As someone who’s lived through traumas before, who’s lost nearly all of my material belongings to a fire over a decade ago just north of Times Square, who feels lucky every day to have another day at all because I’ve had several near-death experiences, I’ve grown used to constant, shocking, transformative change. Building resilience is painful and frightening because you have to survive tragedy after tragedy to create that emotional muscle. But once you have it, nothing can break you. Resilience is a superpower.
Sure, I still get angry, sad, disappointed, and hurt. I may be resilient but I’m still a hopeful human being. I just never expect the happy path. I expect difficulty and rejection, which is lucky because that’s usually what I find. And that’s not anything particular to me; that’s just life.

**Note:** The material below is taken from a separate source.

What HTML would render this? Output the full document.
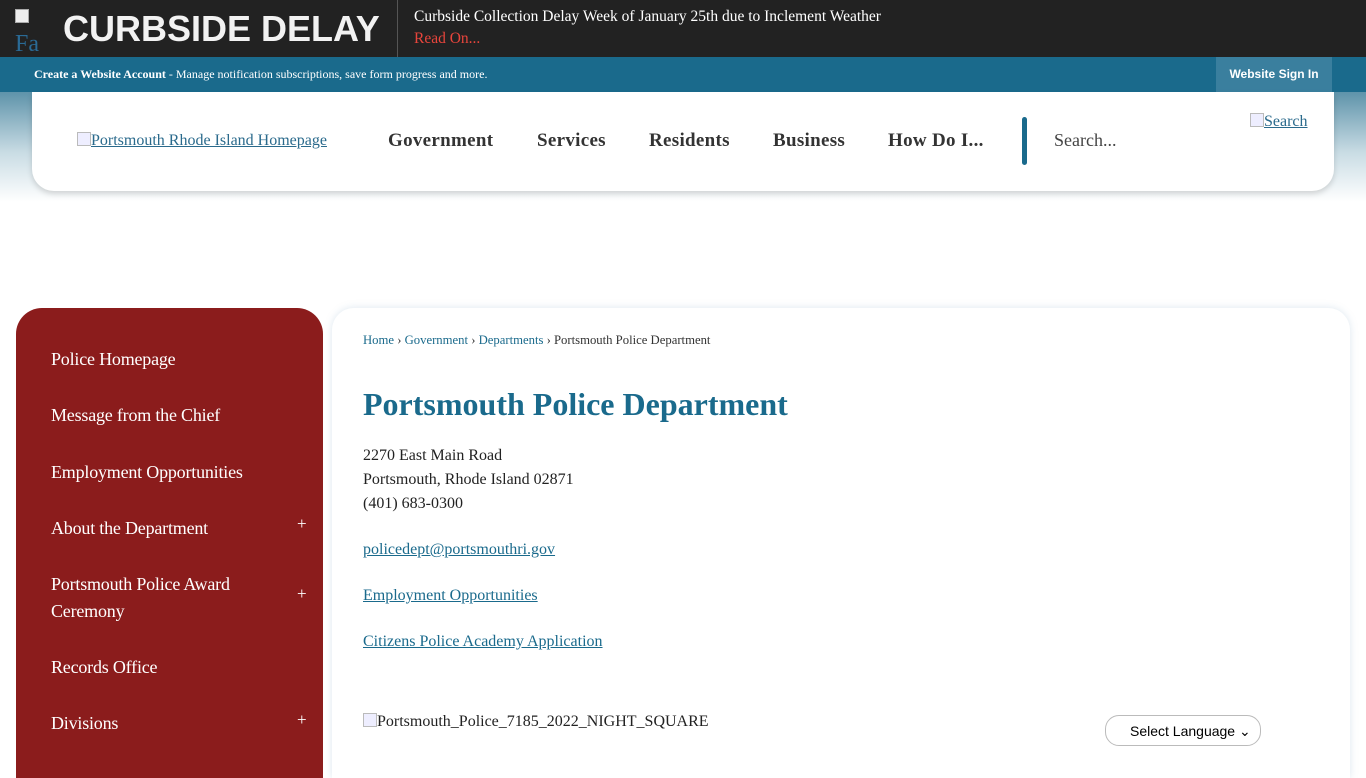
<!DOCTYPE html>
<html><head><meta charset="utf-8"><style>
*{margin:0;padding:0;box-sizing:border-box}
body{width:1366px;height:768px;overflow:hidden;background:#fff;font-family:"Liberation Serif",serif;position:relative}
.top{position:absolute;left:0;top:0;width:1366px;height:57px;background:#222}
.top .t{position:absolute;left:63px;top:8px;font:bold 36px "Liberation Sans",sans-serif;color:#f2f2f2}
.top .div{position:absolute;left:397px;top:0;width:1px;height:57px;background:#555}
.top .h{position:absolute;left:414px;top:8px;color:#fff;font-size:15.5px}
.top .r{position:absolute;left:414px;top:30px;color:#e8453c;font-size:15.5px}
.top .ic{position:absolute;left:15px;top:9px;width:14px;height:14px;border:1px solid #aaa;background:#eee}
.top .ic2{position:absolute;left:15px;top:32px;color:#2a6a95;font-size:24px;line-height:24px;height:20px;overflow:hidden}
.bar{position:absolute;left:0;top:57px;width:1366px;height:35px;background:#1a6a8c}
.bar .a{position:absolute;left:34px;top:10px;font-size:12px;color:#fff}
.bar .sign{position:absolute;left:1216px;top:0;width:116px;height:35px;background:#3a7f9e;color:#fff;font:bold 12px "Liberation Sans",sans-serif;text-align:center;line-height:35px}
.grad{position:absolute;left:0;top:92px;width:1366px;height:110px;background:linear-gradient(#5e93aa,#c9dce4 55%,#fff)}
.hdr{position:absolute;left:32px;top:92px;width:1302px;height:99px;background:#fff;border-radius:0 0 22px 22px;box-shadow:0 3px 6px rgba(0,0,0,.15)}
.hdr a{color:#2a6a8c}
.logo{position:absolute;left:45px;top:40px;font-size:16px;white-space:nowrap}
.nav{position:absolute;top:38px;font:bold 19px "Liberation Serif",serif;color:#333;letter-spacing:.3px}
.sep{position:absolute;left:990px;top:25px;width:5px;height:48px;background:#1a6a8c;border-radius:3px}
.srch{position:absolute;left:1022px;top:38px;font-size:18px;color:#444}
.slink{position:absolute;left:1218px;top:21px;font-size:16px;white-space:nowrap}
.bx{display:inline-block;width:14px;height:14px;border:1px solid #bbb;background:#eef;vertical-align:-1px}
.side{position:absolute;left:16px;top:308px;width:307px;height:470px;background:#8b1c1c;border-radius:26px 26px 0 0}
.side div{position:absolute;left:35px;color:#fff;font-size:18px;line-height:27px;letter-spacing:-.2px}
.side span{position:absolute;left:281px;color:#fff;font-size:17px}
.main{position:absolute;left:332px;top:308px;width:1018px;height:470px;background:#fff;border-radius:22px 22px 0 0;box-shadow:0 0 8px rgba(120,160,190,.25)}
.bc{position:absolute;left:31px;top:25px;font-size:12.7px;color:#333}
.bc a{color:#1a6a8c;text-decoration:none}
h1{position:absolute;left:31px;top:78px;font-size:32px;color:#1a6a8c;font-weight:bold}
.addr{position:absolute;left:31px;top:136px;font-size:16px;line-height:24px;color:#222}
.lk{position:absolute;left:31px;font-size:16px;color:#1a6a8c;text-decoration:underline}
.img{position:absolute;left:31px;top:405px;font-size:16px;color:#222;white-space:nowrap}
.sel{position:absolute;left:773px;top:407px;width:156px;height:31px;border:1px solid #bbb;border-radius:14px;font:14px "Liberation Sans",sans-serif;padding:7px 0 0 24px;color:#000}
</style></head><body>
<div class="top"><div class="ic"></div><div class="ic2">Fa</div><div class="t">CURBSIDE DELAY</div><div class="div"></div>
<div class="h">Curbside Collection Delay Week of January 25th due to Inclement Weather</div><div class="r">Read On...</div></div>
<div class="bar"><div class="a"><b>Create a Website Account</b> - Manage notification subscriptions, save form progress and more.</div><div class="sign">Website Sign In</div></div>
<div class="grad"></div>
<div class="hdr">
<a class="logo" href="#"><span class="bx"></span>Portsmouth Rhode Island Homepage</a>
<div class="nav" style="left:356px">Government</div>
<div class="nav" style="left:505px">Services</div>
<div class="nav" style="left:617px">Residents</div>
<div class="nav" style="left:741px">Business</div>
<div class="nav" style="left:856px">How Do I...</div>
<div class="sep"></div><div class="srch">Search...</div>
<a class="slink" href="#"><span class="bx"></span>Search</a>
</div>
<div class="side">
<div style="top:38px">Police Homepage</div>
<div style="top:94px">Message from the Chief</div>
<div style="top:151px">Employment Opportunities</div>
<div style="top:207px">About the Department</div><span style="top:206px">+</span>
<div style="top:263px">Portsmouth Police Award<br>Ceremony</div><span style="top:276px">+</span>
<div style="top:346px">Records Office</div>
<div style="top:402px">Divisions</div><span style="top:402px">+</span>
</div>
<div class="main">
<div class="bc"><a href="#">Home</a> › <a href="#">Government</a> › <a href="#">Departments</a> › Portsmouth Police Department</div>
<h1>Portsmouth Police Department</h1>
<div class="addr">2270 East Main Road<br>Portsmouth, Rhode Island 02871<br>(401) 683-0300</div>
<div class="lk" style="top:233px">policedept@portsmouthri.gov</div>
<div class="lk" style="top:279px">Employment Opportunities</div>
<div class="lk" style="top:325px">Citizens Police Academy Application</div>
<div class="img"><span class="bx"></span>Portsmouth_Police_7185_2022_NIGHT_SQUARE</div>
<div class="sel">Select Language ⌄</div>
</div>
</body></html>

My resilience helps me to dream and work for very big goals. I never stop climbing because I know how great the view is up there, and I know how good it feels to go down the other side of the mountain. I have many mountains ahead of me and that doesn’t scare me at all—it’s actually what motivates me to keep going.
The future of New York
And this brings me back to my city. I know in my mind and heart that New York will never be the same again. The transformation we are just beginning is massive and unrelenting. Many businesses, whole industries, and ways of life will be relegated to the history books, just like the long-gone beaver pond. Already many people are leaving the city. Many more will leave in the months ahead either by choice or because there is no way for them to stay. I’ve been in both of those situations before, and my heart breaks for people who leave because leaving a place you once loved always hurts to some degree no matter if it’s by choice or necessity.
City agencies will also be forced into unprecedented change. New York has a $10 billion budget deficit now. People and businesses leaving the city will reduce the amount of collected taxes even further, and that will require a total government rethinking. This pandemic and the demands for social justice have exposed massive holes, inadequacies, and inequities in our education, police, and healthcare systems to name just a few.

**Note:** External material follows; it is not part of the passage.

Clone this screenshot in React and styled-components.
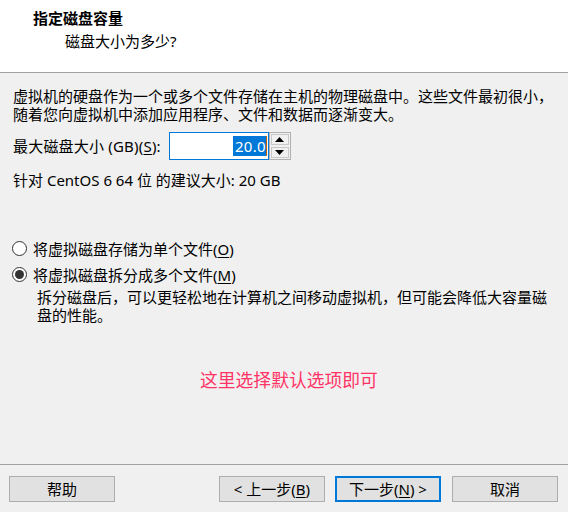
import React from "react";
import styled, { createGlobalStyle } from "styled-components";

const Global = createGlobalStyle`
  html, body { margin: 0; padding: 0; background: #f0f0f0; }
  body {
    font-family: "Segoe UI", "Noto Sans", "Noto Sans CJK SC", sans-serif;
    font-size: 15px;
    color: #000;
  }
`;

const Window = styled.div`
  width: 568px;
  height: 512px;
  display: flex;
  flex-direction: column;
  background: #f0f0f0;
  overflow: hidden;
`;

const Header = styled.header`
  background: #fff;
  border-bottom: 1px solid #a0a0a0;
  padding: 8px 0 0 33px;
  box-sizing: border-box;
  height: 73px;
`;

const Title = styled.div`
  font-weight: 700;
  line-height: 20px;
  font-family: "Noto Sans CJK SC", sans-serif;
`;

const Subtitle = styled.div`
  line-height: 20px;
  margin-top: 3px;
  padding-left: 32px;
`;

const Body = styled.main`
  flex: 1;
  padding: 14px 0 0 13px;
  display: flex;
  flex-direction: column;
`;

const Para = styled.p`
  margin: 0;
  line-height: 18px;
  width: 545px;
`;

const SizeRow = styled.div`
  display: flex;
  align-items: center;
  height: 29px;
  margin-top: 8px;
`;

const Label = styled.span`
  margin-right: 8px;
  line-height: 18px;
  letter-spacing: 0.2px;
`;

const U = styled.span`
  text-decoration: underline;
  text-underline-offset: 2px;
`;

const NumberBox = styled.div`
  width: 100px;
  height: 28px;
  box-sizing: border-box;
  border: 1px solid #0078d7;
  background: #fff;
  display: flex;
  align-items: center;
  justify-content: flex-end;
  padding-right: 1px;
`;

const Selected = styled.span`
  background: #0078d7;
  color: #fff;
  line-height: 20px;
  padding: 0 0 0 2px;
  letter-spacing: 0.3px;
`;

const Caret = styled.span`
  width: 1px;
  height: 20px;
  background: #c06000;
`;

const Spinner = styled.div`
  width: 22px;
  height: 28px;
  box-sizing: border-box;
  border: 1px solid #b0b0b0;
  display: flex;
  flex-direction: column;
  background: #f0f0f0;
`;

const SpinBtn = styled.div`
  flex: 1;
  display: flex;
  align-items: center;
  justify-content: center;
  border: 1px solid #c8c8c8;
  margin: 1px;
  background: #f0f0f0;
`;

const Rec = styled.div`
  line-height: 18px;
  margin-top: 11px;
`;

const Options = styled.div`
  margin-top: 46px;
  display: flex;
  flex-direction: column;
`;

const RadioRow = styled.div`
  display: flex;
  align-items: center;
  height: 26px;
`;

const Circle = styled.span`
  width: 15px;
  height: 15px;
  box-sizing: border-box;
  border-radius: 50%;
  border: 1px solid #333;
  background: #fff;
  display: flex;
  align-items: center;
  justify-content: center;
  margin-left: -1px;
  margin-right: 6px;
  &::after {
    content: "";
    width: 9px;
    height: 9px;
    border-radius: 50%;
    background: ${(p) => (p.$checked ? "#333" : "transparent")};
  }
`;

const Desc = styled.p`
  margin: 1px 0 0 24px;
  line-height: 18px;
  width: 515px;
`;

const Note = styled.div`
  margin-top: 44px;
  padding-left: 187px;
  color: #ff3366;
  font-size: 17.8px;
  line-height: 22px;
  font-family: "Noto Sans CJK SC", sans-serif;
`;

const Footer = styled.footer`
  height: 48px;
  box-sizing: border-box;
  border-top: 1px solid #a0a0a0;
  padding: 11px 10px 0 9px;
  display: flex;
  align-items: flex-start;
`;

const Spacer = styled.div`
  flex: 1;
`;

const Button = styled.div`
  width: 106px;
  height: 26px;
  box-sizing: border-box;
  border: ${(p) => (p.$default ? "2px solid #0078d7" : "1px solid #adadad")};
  background: #e1e1e1;
  display: flex;
  align-items: center;
  justify-content: center;
  line-height: 18px;
  margin-left: ${(p) => p.$ml || 0}px;
`;

const Up = () => (
  <svg width="9" height="5" viewBox="0 0 9 5">
    <path d="M4.5 0 L9 5 L0 5 Z" fill="#000" />
  </svg>
);
const Down = () => (
  <svg width="9" height="5" viewBox="0 0 9 5">
    <path d="M0 0 L9 0 L4.5 5 Z" fill="#000" />
  </svg>
);

export default function App() {
  return (
    <>
      <Global />
      <Window>
        <Header>
          <Title>指定磁盘容量</Title>
          <Subtitle>磁盘大小为多少?</Subtitle>
        </Header>
        <Body>
          <Para>
            虚拟机的硬盘作为一个或多个文件存储在主机的物理磁盘中。这些文件最初很小，随着您向虚拟机中添加应用程序、文件和数据而逐渐变大。
          </Para>
          <SizeRow>
            <Label>
              最大磁盘大小 (GB)(<U>S</U>):
            </Label>
            <NumberBox>
              <Selected>20.0</Selected>
              <Caret />
            </NumberBox>
            <Spinner>
              <SpinBtn>
                <Up />
              </SpinBtn>
              <SpinBtn>
                <Down />
              </SpinBtn>
            </Spinner>
          </SizeRow>
          <Rec>针对 CentOS 6 64 位 的建议大小: 20 GB</Rec>
          <Options>
            <RadioRow>
              <Circle />
              <span>
                将虚拟磁盘存储为单个文件(<U>O</U>)
              </span>
            </RadioRow>
            <RadioRow>
              <Circle $checked />
              <span>
                将虚拟磁盘拆分成多个文件(<U>M</U>)
              </span>
            </RadioRow>
            <Desc>
              拆分磁盘后，可以更轻松地在计算机之间移动虚拟机，但可能会降低大容量磁盘的性能。
            </Desc>
          </Options>
          <Note>这里选择默认选项即可</Note>
        </Body>
        <Footer>
          <Button>帮助</Button>
          <Spacer />
          <Button>
            &lt; 上一步(<U>B</U>)
          </Button>
          <Button $default $ml={10}>
            下一步(<U>N</U>) &gt;
          </Button>
          <Button $ml={11}>取消</Button>
        </Footer>
      </Window>
    </>
  );
}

But in all this pain, there will also be new possibilities. The seeds are there. They’ve always been there. Now they get their chance to shine, or at the very least their chance to try. They’ll send out shoots and try to create roots in what’s left of the proverbial soil of New York. Only time will tell us if they can survive and thrive in what remains.
Phase 2
This week New York City began Phase 2 of reopening. We’ve reopened more parts of our city, and now we wait and watch the numbers, and see what happens. Whatever lies ahead, I’ll be here, doing my best to usher in the city’s next chapter whatever that chapter may be. We are living through one of the most drastic and monumental changes in our history, an inflection point that will forever define a before and after. I don’t know what the future holds but I’m committed to showing up and doing my best.
June 16, 2020
Write every day: 9/11 art grows hope from tragedy
Around the 9/11 Memorial in the Financial District of NYC, brightly-colored street art in the pop art style is surprising and joyful. I went there this weekend during my first trip out of my uptown neighborhood in 3 months. The colors are so electric and unexpected on a sunny day that the whole scene looks like an Edward Hopper painting.
It’s usually a very busy area of the city. On Sunday, I saw less than 10 people in these few blocks.
I worked in a building next to the 9/11 site for 4 years while it was under construction. To see it now, so different and vibrant, fills me with hope.
We can rebuild from tragedy. There are seeds in the wreckage. It takes a lot of work over a very long period of time, and it can be done. We’ve seen it. We’ve done it before and we’ll do it again.